Thursday, 10 January 2019

Protected Chilean sea lions are the 'enemy' of fishermen

December 22, 2018 by Miguel Sanchez
Chilean fishermen have branded sea lions "a plague" because of the competition they provide in catching fish
Off the coast of Chile, fisherman face competition from a cunning carnivorous hunter that has decimated their industry due to its voracious appetite.
For Chile's fishermen, sea lions are a "plague."
"They're an enemy!" complained Mario Rojas to AFP. "We try to make them go away but it's impossible!"
Part of the wider seal family that was once hunted mercilessly all over the world, leaving some populations close to extinction, the South American sea lion in Chile has been protected for the last 28 years.
Hunting them for their richly prized fur is illegal.

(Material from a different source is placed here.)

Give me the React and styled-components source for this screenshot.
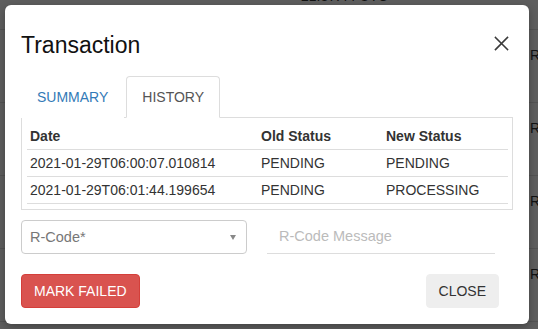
import React from 'react'
import styled, { createGlobalStyle } from 'styled-components'

const GlobalStyle = createGlobalStyle`
    html, body {
        margin: 0;
        padding: 0;
        background: #ffffff;
    }
    body {
        font-family: "Liberation Sans", Arial, sans-serif;
        font-size: 14px;
        color: #333;
    }
    * {
        box-sizing: border-box;
    }
`

const bgRows = [0, 1, 2, 3]

const historyRows = [
    { date: '2021-01-29T06:00:07.010814', from: 'PENDING', to: 'PENDING' },
    { date: '2021-01-29T06:01:44.199654', from: 'PENDING', to: 'PROCESSING' },
]

function CloseIcon() {
    return (
        <svg width="15" height="15" viewBox="0 0 15 15">
            <path d="M1.5 1.5 L13.5 13.5 M13.5 1.5 L1.5 13.5" stroke="#3a3a3a" strokeWidth="1.6" strokeLinecap="square" fill="none" />
        </svg>
    )
}

function App() {
    return (
        <Page>
            <GlobalStyle />
            <BgTable>
                <BgTopRow>
                    <BgTime>21:37:44 UTC</BgTime>
                </BgTopRow>
                {bgRows.map((i) => (
                    <BgRow key={i}>
                        <BgCode>RC01</BgCode>
                    </BgRow>
                ))}
            </BgTable>
            <Backdrop />
            <Modal>
                <Header>
                    <Title>Transaction</Title>
                    <CloseButton aria-label="close">
                        <CloseIcon />
                    </CloseButton>
                </Header>
                <Body>
                    <Tabs>
                        <Tab>SUMMARY</Tab>
                        <Tab active>HISTORY</Tab>
                    </Tabs>
                    <Panel>
                        <HistoryRow head>
                            <Cell>Date</Cell>
                            <Cell>Old Status</Cell>
                            <Cell>New Status</Cell>
                        </HistoryRow>
                        {historyRows.map((r) => (
                            <HistoryRow key={r.date}>
                                <Cell>{r.date}</Cell>
                                <Cell>{r.from}</Cell>
                                <Cell>{r.to}</Cell>
                            </HistoryRow>
                        ))}
                    </Panel>
                    <FormRow>
                        <Select>
                            <span>R-Code*</span>
                            <Caret />
                        </Select>
                        <TextInput placeholder="R-Code Message" />
                    </FormRow>
                    <Footer>
                        <Button danger>MARK FAILED</Button>
                        <Button>CLOSE</Button>
                    </Footer>
                </Body>
            </Modal>
        </Page>
    )
}

const Page = styled.div`
    position: relative;
    width: 538px;
    height: 329px;
    overflow: hidden;
    background: #fff;
`

const BgTable = styled.div`
    display: flex;
    flex-direction: column;
`

const BgTopRow = styled.div`
    height: 30px;
    border-bottom: 1px solid #e2e2e2;
    padding-left: 301px;
`

const BgTime = styled.div`
    margin-top: -12px;
    line-height: 16px;
    color: #333;
`

const BgRow = styled.div`
    height: 73px;
    border-bottom: 1px solid #e2e2e2;
    padding: 17px 0 0 530px;
    color: #333;
    white-space: nowrap;
`

const BgCode = styled.span`
    font-size: 14px;
`

const Backdrop = styled.div`
    position: absolute;
    inset: 0;
    background: rgba(0, 0, 0, 0.63);
`

const Modal = styled.div`
    position: absolute;
    left: 5px;
    top: 5px;
    width: 524px;
    height: 319px;
    background: #fff;
    border-radius: 6px;
    box-shadow: 0 3px 9px rgba(0, 0, 0, 0.3);
    padding: 27px 0 16px;
`

const Header = styled.div`
    display: flex;
    justify-content: space-between;
    align-items: flex-start;
    padding: 0 20px 0 16px;
`

const Title = styled.h4`
    margin: 0;
    font-size: 23px;
    font-weight: normal;
    line-height: 26px;
    color: #111;
`

const CloseButton = styled.button`
    border: 0;
    background: none;
    padding: 0;
    margin-top: 4px;
    display: flex;
    cursor: pointer;
`

const Body = styled.div`
    padding: 0 16px;
`

const Tabs = styled.div`
    display: flex;
    margin-top: 18px;
    height: 41px;
`

const Tab = styled.a`
    display: block;
    height: 42px;
    padding: 10px 15px;
    margin-right: 2px;
    line-height: 20px;
    font-size: 14px;
    border: 1px solid ${(p) => (p.active ? '#ddd' : 'transparent')};
    border-bottom-color: ${(p) => (p.active ? '#fff' : 'transparent')};
    border-radius: 4px 4px 0 0;
    background: #fff;
    color: ${(p) => (p.active ? '#555' : '#337ab7')};
    position: relative;
    z-index: 1;
`

const Panel = styled.div`
    border: 1px solid #ddd;
    padding: 5px 4px 5px 5px;
`

const HistoryRow = styled.div`
    display: grid;
    grid-template-columns: 231px 125px 1fr;
    height: 27px;
    align-items: center;
    border-bottom: 1px solid #ddd;
    font-weight: ${(p) => (p.head ? 'bold' : 'normal')};
    color: #333;
`

const Cell = styled.div`
    padding-left: 3px;
    white-space: nowrap;
`

const FormRow = styled.div`
    display: flex;
    gap: 20px;
    margin-top: 10px;
`

const Select = styled.div`
    width: 226px;
    height: 34px;
    border: 1px solid #ccc;
    border-radius: 4px;
    display: flex;
    align-items: center;
    justify-content: space-between;
    padding: 0 10px 0 8px;
    color: #777;
    font-size: 14.5px;
`

const Caret = styled.span`
    width: 0;
    height: 0;
    border-left: 3.5px solid transparent;
    border-right: 3.5px solid transparent;
    border-top: 5px solid #888;
    margin-top: 1px;
`

const TextInput = styled.input`
    width: 228px;
    height: 34px;
    border: 0;
    border-bottom: 1px solid #ddd;
    padding: 0 0 2px 12px;
    font-family: inherit;
    font-size: 14.5px;
    outline: none;
    &::placeholder {
        color: #bbb;
    }
`

const Footer = styled.div`
    display: flex;
    justify-content: space-between;
    margin-top: 20px;
    padding-right: 14px;
`

const Button = styled.button`
    height: 34px;
    padding: 0 12px;
    font-family: inherit;
    font-size: 14px;
    border-radius: 4px;
    border: 1px solid ${(p) => (p.danger ? '#d43f3a' : '#eee')};
    background: ${(p) => (p.danger ? '#d9534f' : '#eee')};
    color: ${(p) => (p.danger ? '#fff' : '#333')};
    cursor: pointer;
`

export default App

Liberated from their most dangerous predator—they are still prey for sharks and orcas—the sea mammal's population has been on the rise, helped in no small part by the abundant fodder they manage to steal from fisherman.
They have learnt to distinguish the sound of the fishing boats' motors, allowing them to follow the vessels as they head out to sea.
"The sea lions don't hunt anymore. They hear the noise of a boat and they know that the food is there," said Rojas.
With their sharp teeth and the enormous power in bodies that can weigh around 650 pounds (300 kilograms), they manage to destroy the fishing nets and gobble up the treats inside.